Short exercise: Skip all pictures. Write out the data below from its first line through the line that contains "colorAt(i / (N - 1)));".
--- START OF Information supplied ---
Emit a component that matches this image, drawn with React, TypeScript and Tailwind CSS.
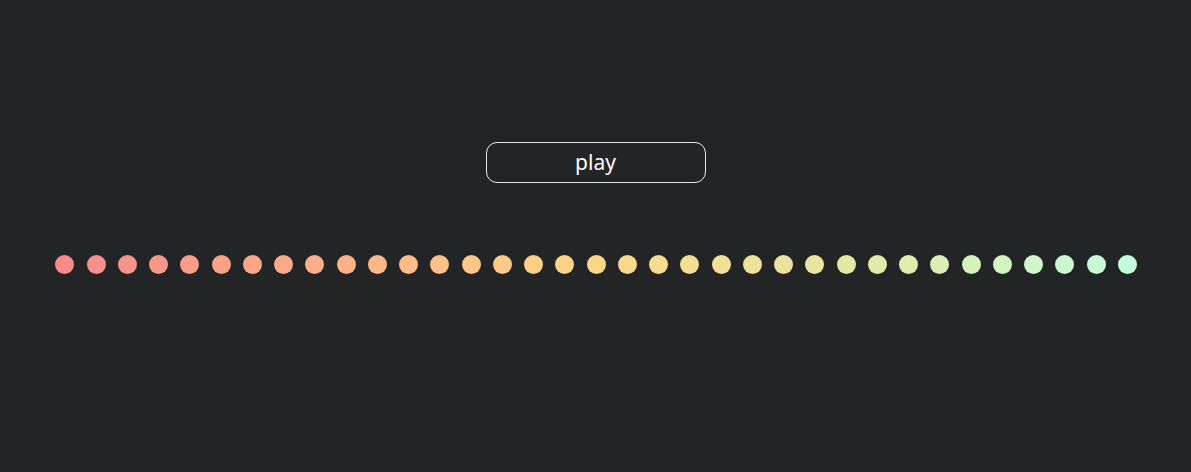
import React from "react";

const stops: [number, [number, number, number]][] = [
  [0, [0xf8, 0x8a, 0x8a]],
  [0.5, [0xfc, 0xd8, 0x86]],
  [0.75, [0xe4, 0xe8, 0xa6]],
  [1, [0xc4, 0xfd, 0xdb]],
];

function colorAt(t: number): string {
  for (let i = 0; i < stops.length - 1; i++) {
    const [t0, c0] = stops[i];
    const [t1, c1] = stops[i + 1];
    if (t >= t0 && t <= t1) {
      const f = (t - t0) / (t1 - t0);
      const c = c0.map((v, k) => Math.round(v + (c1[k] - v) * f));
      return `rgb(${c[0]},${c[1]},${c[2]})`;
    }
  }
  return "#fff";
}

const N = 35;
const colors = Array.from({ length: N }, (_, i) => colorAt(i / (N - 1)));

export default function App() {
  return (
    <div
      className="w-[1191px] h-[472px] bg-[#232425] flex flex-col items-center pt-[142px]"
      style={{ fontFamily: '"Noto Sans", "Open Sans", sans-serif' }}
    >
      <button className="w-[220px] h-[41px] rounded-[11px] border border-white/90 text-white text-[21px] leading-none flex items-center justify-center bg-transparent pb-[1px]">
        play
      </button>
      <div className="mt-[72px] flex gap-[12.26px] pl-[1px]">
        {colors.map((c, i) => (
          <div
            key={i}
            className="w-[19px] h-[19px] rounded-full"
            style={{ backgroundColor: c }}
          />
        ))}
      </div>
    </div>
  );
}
--- END OF Information supplied ---
Right answer:
Emit a component that matches this image, drawn with React, TypeScript and Tailwind CSS.
import React from "react";

const stops: [number, [number, number, number]][] = [
  [0, [0xf8, 0x8a, 0x8a]],
  [0.5, [0xfc, 0xd8, 0x86]],
  [0.75, [0xe4, 0xe8, 0xa6]],
  [1, [0xc4, 0xfd, 0xdb]],
];

function colorAt(t: number): string {
  for (let i = 0; i < stops.length - 1; i++) {
    const [t0, c0] = stops[i];
    const [t1, c1] = stops[i + 1];
    if (t >= t0 && t <= t1) {
      const f = (t - t0) / (t1 - t0);
      const c = c0.map((v, k) => Math.round(v + (c1[k] - v) * f));
      return `rgb(${c[0]},${c[1]},${c[2]})`;
    }
  }
  return "#fff";
}

const N = 35;
const colors = Array.from({ length: N }, (_, i) => colorAt(i / (N - 1)));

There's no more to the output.